----- Given information -----

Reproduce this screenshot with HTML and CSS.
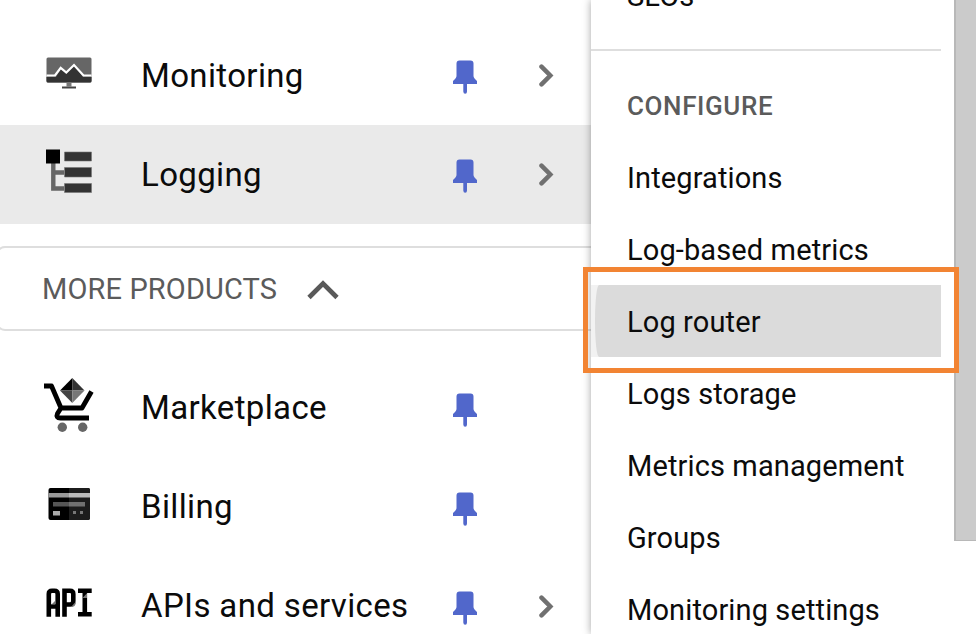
FILE: index.html
```
<!DOCTYPE html>
<html lang="en">
<head>
<meta charset="utf-8">
<title>Navigation</title>
<link rel="stylesheet" href="styles.css">
</head>
<body>
<svg class="defs" width="0" height="0" aria-hidden="true">
  <symbol id="pin" viewBox="0 0 24 34"><path d="M6.500.5H17.500Q20.500.5 20.500 3.500V16Q20.500 18 24 21V24H14V31.500Q14 33.700 12.200 33.700T10.300 31.500V24H0V21Q3.500 18 3.500 16V3.500Q3.500.5 6.500.5Z" fill="#5167cb"/></symbol>
  <symbol id="next" viewBox="0 0 16 24"><path d="M3.500 2.700L12.300 11.500 3.500 20.300" fill="none" stroke="#707070" stroke-width="4.500" stroke-linecap="round"/></symbol>
</svg>
<div class="screen">
  <nav class="products">
    <a class="row">
      <svg class="icon" viewBox="0 0 56 56">
        <rect x="4.500" y="9.500" width="45" height="25" rx="1.500" fill="#666"/>
        <path d="M4.500 29H14L19 21 24 25 32 17 41 29H49.500V33Q49.500 34.500 48 34.500H6Q4.500 34.500 4.500 33Z" fill="#333"/>
        <path d="M4.500 27.500H13L18.700 19.800 24.300 24.500 32 17 41.500 27.500H49.500" fill="none" stroke="#fff" stroke-width="2.200"/>
        <path d="M24.500 34.500H29.500V38.500H24.500Z" fill="#777"/><path d="M20 38.500H34V40.500H20Z" fill="#444"/>
      </svg>
      <span class="label">Monitoring</span><svg class="pin"><use href="#pin"/></svg><svg class="next"><use href="#next"/></svg>
    </a>
    <a class="row active">
      <svg class="icon" viewBox="0 0 56 56">
        <path d="M11.300 14V41.500H22M11.300 25.500H22" fill="none" stroke="#666" stroke-width="4.400"/>
        <path d="M4 2.500H18V16.500H4Z" fill="#000"/>
        <path d="M22.500 5H49.500V14H22.500ZM22.500 20.500H49.500V30H22.500ZM22.500 36.500H49.500V45.500H22.500Z" fill="#333" stroke="#777" stroke-width=".6"/>
      </svg>
      <span class="label">Logging</span><svg class="pin"><use href="#pin"/></svg><svg class="next"><use href="#next"/></svg>
    </a>
    <div class="more"><span>MORE PRODUCTS</span><svg viewBox="0 0 34 24"><path d="M3 20.500L17 6.500 31 20.500" fill="none" stroke="#595959" stroke-width="4.700"/></svg></div>
    <a class="row lower">
      <svg class="icon" viewBox="0 -7 56 56">
        <path d="M2 -1H9.500L19 21H40L49.500 4.500M19 21L15.500 26.500Q13.500 31 18.500 31H47" fill="none" stroke="#000" stroke-width="4.800" stroke-linejoin="round"/>
        <path d="M30.300-9V3.500H18Z" fill="#000"/><path d="M30.300-9L42.500 3.500H30.300Z" fill="#333"/><path d="M18 3.500H30.300V16Z" fill="#444"/><path d="M42.500 3.500H30.300V16Z" fill="#777"/>
        <circle cx="20.300" cy="40.300" r="4.700" fill="#666"/><circle cx="40.700" cy="40.300" r="4.700" fill="#666"/>
      </svg>
      <span class="label">Marketplace</span><svg class="pin"><use href="#pin"/></svg>
    </a>
    <a class="row lower">
      <svg class="icon" viewBox="0 0 56 56">
        <rect x="6.500" y="9" width="41.500" height="32" rx="2" fill="#000"/>
        <path d="M27 9H46Q48 9 48 11V39Q48 41 46 41H27Z" fill="#1c1c1c"/>
        <path d="M6.500 14H27V18.500H6.500Z" fill="#999"/><path d="M27 14H48V18.500H27Z" fill="#bbb"/>
        <path d="M11 23H27V27.500H11Z" fill="#555"/><path d="M27 23H43V27.500H27Z" fill="#707070"/>
        <path d="M11 32H18V36.500H11Z" fill="#aaa"/><path d="M31 32H34V35H31ZM38 32H41V35H38Z" fill="#777"/>
      </svg>
      <span class="label">Billing</span><svg class="pin"><use href="#pin"/></svg>
    </a>
    <a class="row lower">
      <svg class="icon" viewBox="0 0 56 56">
        <g fill="none" stroke="#000" stroke-width="4.600"><path d="M6.800 38.700V16Q6.800 12.800 10 12.800H12.500Q15.700 12.800 15.700 16V38.700M6.800 28.500H15.700M22.500 38.700V12.800H28Q31.300 12.800 31.300 16V23Q31.300 26.500 28 26.500H22.500M36 12.800H49.700M36 36.300H49.700M42.800 12.800V36.300"/></g>
        <path d="M9 27L13 23V26.200H9ZM29 29L33.500 24V26Q33 29 29 29ZM40.500 20L45 15.200V20Z" fill="#777"/>
      </svg>
      <span class="label">APIs and services</span><svg class="pin"><use href="#pin"/></svg><svg class="next"><use href="#next"/></svg>
    </a>
  </nav>
  <section class="submenu">
    <a class="item slos">SLOs</a>
    <hr>
    <h2>CONFIGURE</h2>
    <a class="item">Integrations</a>
    <a class="item">Log-based metrics</a>
    <a class="item selected"><span>Log router</span></a>
    <a class="item">Logs storage</a>
    <a class="item">Metrics management</a>
    <a class="item">Groups</a>
    <a class="item">Monitoring settings</a>
  </section>
  <div class="gutter"></div>
  <div class="highlight"></div>
</div>
</body>
</html>
```
FILE: styles.css
```
* { box-sizing: border-box; }
body { margin: 0; background: #fff; font-family: Roboto, sans-serif; color: #0b0b0b; overflow: hidden; }
.defs { position: absolute; }
.screen { position: relative; display: flex; width: 976px; height: 634px; overflow: hidden; }
.products { flex: 0 0 591px; padding-top: 26px; }
.row { display: flex; align-items: center; height: 99px; padding-left: 42px; }
.row.active { background: #eaeaea; }
.icon { flex: none; width: 56px; height: 56px; margin-right: 43px; overflow: visible; }
.label { width: 312px; font-size: 33px; line-height: 40px; letter-spacing: .36px; white-space: nowrap; }
.pin { flex: none; width: 24px; height: 34px; margin-top: 2px; }
.lower .pin { margin-top: 4px; }
.next { flex: none; width: 16px; height: 24px; margin-left: 61px; }
.lower .next { margin-top: 2px; }
.more { display: flex; align-items: center; gap: 29px; height: 85px; margin: 22px 0 27px -4px; padding-left: 44px; border: 2px solid #dedede; border-right: 0; border-radius: 9px 0 0 9px; color: #5b5b5b; font-size: 29px; letter-spacing: .12px; }
.more svg { width: 34px; height: 24px; }
.submenu { flex: 0 0 363px; padding-right: 13px; background: #fff; box-shadow: 0 0 8px rgba(0,0,0,.36); clip-path: inset(0 0 0 -12px); }
.item { display: flex; align-items: center; height: 72px; padding: 2px 0 0 36px; font-size: 29px; letter-spacing: .12px; white-space: nowrap; }
.item.slos { margin-top: -41px; margin-bottom: 18px; }
.submenu hr { height: 2px; margin: 0; border: 0; background: #dedede; }
.submenu h2 { display: flex; align-items: center; height: 90px; margin: 0; padding: 19px 0 0 36px; font-size: 26px; font-weight: 500; letter-spacing: .6px; color: #5b5b5b; }
.item.selected { padding: 0 0 0 4px; background: #f2f2f2; }
.item.selected span { display: flex; align-items: center; flex: 1; height: 100%; padding: 2px 0 0 32px; background: #dbdbdb; border-radius: 4px 0 0 4px / 36px 0 0 36px; }
.gutter { flex: 1; height: 541px; background: #cbcbcb; border-left: 2px solid #b8b8b8; border-bottom: 1px solid #b8b8b8; }
.highlight { position: absolute; left: 583px; top: 267px; width: 376px; height: 106px; border: 5px solid #f28433; }
```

-----

Task directions: Replicate the material above verbatim; images stay out of the copy.

Answer to this problem:
Reproduce this screenshot with HTML and CSS.
FILE: index.html
```
<!DOCTYPE html>
<html lang="en">
<head>
<meta charset="utf-8">
<title>Navigation</title>
<link rel="stylesheet" href="styles.css">
</head>
<body>
<svg class="defs" width="0" height="0" aria-hidden="true">
  <symbol id="pin" viewBox="0 0 24 34"><path d="M6.500.5H17.500Q20.500.5 20.500 3.500V16Q20.500 18 24 21V24H14V31.500Q14 33.700 12.200 33.700T10.300 31.500V24H0V21Q3.500 18 3.500 16V3.500Q3.500.5 6.500.5Z" fill="#5167cb"/></symbol>
  <symbol id="next" viewBox="0 0 16 24"><path d="M3.500 2.700L12.300 11.500 3.500 20.300" fill="none" stroke="#707070" stroke-width="4.500" stroke-linecap="round"/></symbol>
</svg>
<div class="screen">
  <nav class="products">
    <a class="row">
      <svg class="icon" viewBox="0 0 56 56">
        <rect x="4.500" y="9.500" width="45" height="25" rx="1.500" fill="#666"/>
        <path d="M4.500 29H14L19 21 24 25 32 17 41 29H49.500V33Q49.500 34.500 48 34.500H6Q4.500 34.500 4.500 33Z" fill="#333"/>
        <path d="M4.500 27.500H13L18.700 19.800 24.300 24.500 32 17 41.500 27.500H49.500" fill="none" stroke="#fff" stroke-width="2.200"/>
        <path d="M24.500 34.500H29.500V38.500H24.500Z" fill="#777"/><path d="M20 38.500H34V40.500H20Z" fill="#444"/>
      </svg>
      <span class="label">Monitoring</span><svg class="pin"><use href="#pin"/></svg><svg class="next"><use href="#next"/></svg>
    </a>
    <a class="row active">
      <svg class="icon" viewBox="0 0 56 56">
        <path d="M11.300 14V41.500H22M11.300 25.500H22" fill="none" stroke="#666" stroke-width="4.400"/>
        <path d="M4 2.500H18V16.500H4Z" fill="#000"/>
        <path d="M22.500 5H49.500V14H22.500ZM22.500 20.500H49.500V30H22.500ZM22.500 36.500H49.500V45.500H22.500Z" fill="#333" stroke="#777" stroke-width=".6"/>
      </svg>
      <span class="label">Logging</span><svg class="pin"><use href="#pin"/></svg><svg class="next"><use href="#next"/></svg>
    </a>
    <div class="more"><span>MORE PRODUCTS</span><svg viewBox="0 0 34 24"><path d="M3 20.500L17 6.500 31 20.500" fill="none" stroke="#595959" stroke-width="4.700"/></svg></div>
    <a class="row lower">
      <svg class="icon" viewBox="0 -7 56 56">
        <path d="M2 -1H9.500L19 21H40L49.500 4.500M19 21L15.500 26.500Q13.500 31 18.500 31H47" fill="none" stroke="#000" stroke-width="4.800" stroke-linejoin="round"/>
        <path d="M30.300-9V3.500H18Z" fill="#000"/><path d="M30.300-9L42.500 3.500H30.300Z" fill="#333"/><path d="M18 3.500H30.300V16Z" fill="#444"/><path d="M42.500 3.500H30.300V16Z" fill="#777"/>
        <circle cx="20.300" cy="40.300" r="4.700" fill="#666"/><circle cx="40.700" cy="40.300" r="4.700" fill="#666"/>
      </svg>
      <span class="label">Marketplace</span><svg class="pin"><use href="#pin"/></svg>
    </a>
    <a class="row lower">
      <svg class="icon" viewBox="0 0 56 56">
        <rect x="6.500" y="9" width="41.500" height="32" rx="2" fill="#000"/>
        <path d="M27 9H46Q48 9 48 11V39Q48 41 46 41H27Z" fill="#1c1c1c"/>
        <path d="M6.500 14H27V18.500H6.500Z" fill="#999"/><path d="M27 14H48V18.500H27Z" fill="#bbb"/>
        <path d="M11 23H27V27.500H11Z" fill="#555"/><path d="M27 23H43V27.500H27Z" fill="#707070"/>
        <path d="M11 32H18V36.500H11Z" fill="#aaa"/><path d="M31 32H34V35H31ZM38 32H41V35H38Z" fill="#777"/>
      </svg>
      <span class="label">Billing</span><svg class="pin"><use href="#pin"/></svg>
    </a>
    <a class="row lower">
      <svg class="icon" viewBox="0 0 56 56">
        <g fill="none" stroke="#000" stroke-width="4.600"><path d="M6.800 38.700V16Q6.800 12.800 10 12.800H12.500Q15.700 12.800 15.700 16V38.700M6.800 28.500H15.700M22.500 38.700V12.800H28Q31.300 12.800 31.300 16V23Q31.300 26.500 28 26.500H22.500M36 12.800H49.700M36 36.300H49.700M42.800 12.800V36.300"/></g>
        <path d="M9 27L13 23V26.200H9ZM29 29L33.500 24V26Q33 29 29 29ZM40.500 20L45 15.200V20Z" fill="#777"/>
      </svg>
      <span class="label">APIs and services</span><svg class="pin"><use href="#pin"/></svg><svg class="next"><use href="#next"/></svg>
    </a>
  </nav>
  <section class="submenu">
    <a class="item slos">SLOs</a>
    <hr>
    <h2>CONFIGURE</h2>
    <a class="item">Integrations</a>
    <a class="item">Log-based metrics</a>
    <a class="item selected"><span>Log router</span></a>
    <a class="item">Logs storage</a>
    <a class="item">Metrics management</a>
    <a class="item">Groups</a>
    <a class="item">Monitoring settings</a>
  </section>
  <div class="gutter"></div>
  <div class="highlight"></div>
</div>
</body>
</html>
```
FILE: styles.css
```
* { box-sizing: border-box; }
body { margin: 0; background: #fff; font-family: Roboto, sans-serif; color: #0b0b0b; overflow: hidden; }
.defs { position: absolute; }
.screen { position: relative; display: flex; width: 976px; height: 634px; overflow: hidden; }
.products { flex: 0 0 591px; padding-top: 26px; }
.row { display: flex; align-items: center; height: 99px; padding-left: 42px; }
.row.active { background: #eaeaea; }
.icon { flex: none; width: 56px; height: 56px; margin-right: 43px; overflow: visible; }
.label { width: 312px; font-size: 33px; line-height: 40px; letter-spacing: .36px; white-space: nowrap; }
.pin { flex: none; width: 24px; height: 34px; margin-top: 2px; }
.lower .pin { margin-top: 4px; }
.next { flex: none; width: 16px; height: 24px; margin-left: 61px; }
.lower .next { margin-top: 2px; }
.more { display: flex; align-items: center; gap: 29px; height: 85px; margin: 22px 0 27px -4px; padding-left: 44px; border: 2px solid #dedede; border-right: 0; border-radius: 9px 0 0 9px; color: #5b5b5b; font-size: 29px; letter-spacing: .12px; }
.more svg { width: 34px; height: 24px; }
.submenu { flex: 0 0 363px; padding-right: 13px; background: #fff; box-shadow: 0 0 8px rgba(0,0,0,.36); clip-path: inset(0 0 0 -12px); }
.item { display: flex; align-items: center; height: 72px; padding: 2px 0 0 36px; font-size: 29px; letter-spacing: .12px; white-space: nowrap; }
.item.slos { margin-top: -41px; margin-bottom: 18px; }
.submenu hr { height: 2px; margin: 0; border: 0; background: #dedede; }
.submenu h2 { display: flex; align-items: center; height: 90px; margin: 0; padding: 19px 0 0 36px; font-size: 26px; font-weight: 500; letter-spacing: .6px; color: #5b5b5b; }
.item.selected { padding: 0 0 0 4px; background: #f2f2f2; }
.item.selected span { display: flex; align-items: center; flex: 1; height: 100%; padding: 2px 0 0 32px; background: #dbdbdb; border-radius: 4px 0 0 4px / 36px 0 0 36px; }
.gutter { flex: 1; height: 541px; background: #cbcbcb; border-left: 2px solid #b8b8b8; border-bottom: 1px solid #b8b8b8; }
.highlight { position: absolute; left: 583px; top: 267px; width: 376px; height: 106px; border: 5px solid #f28433; }
```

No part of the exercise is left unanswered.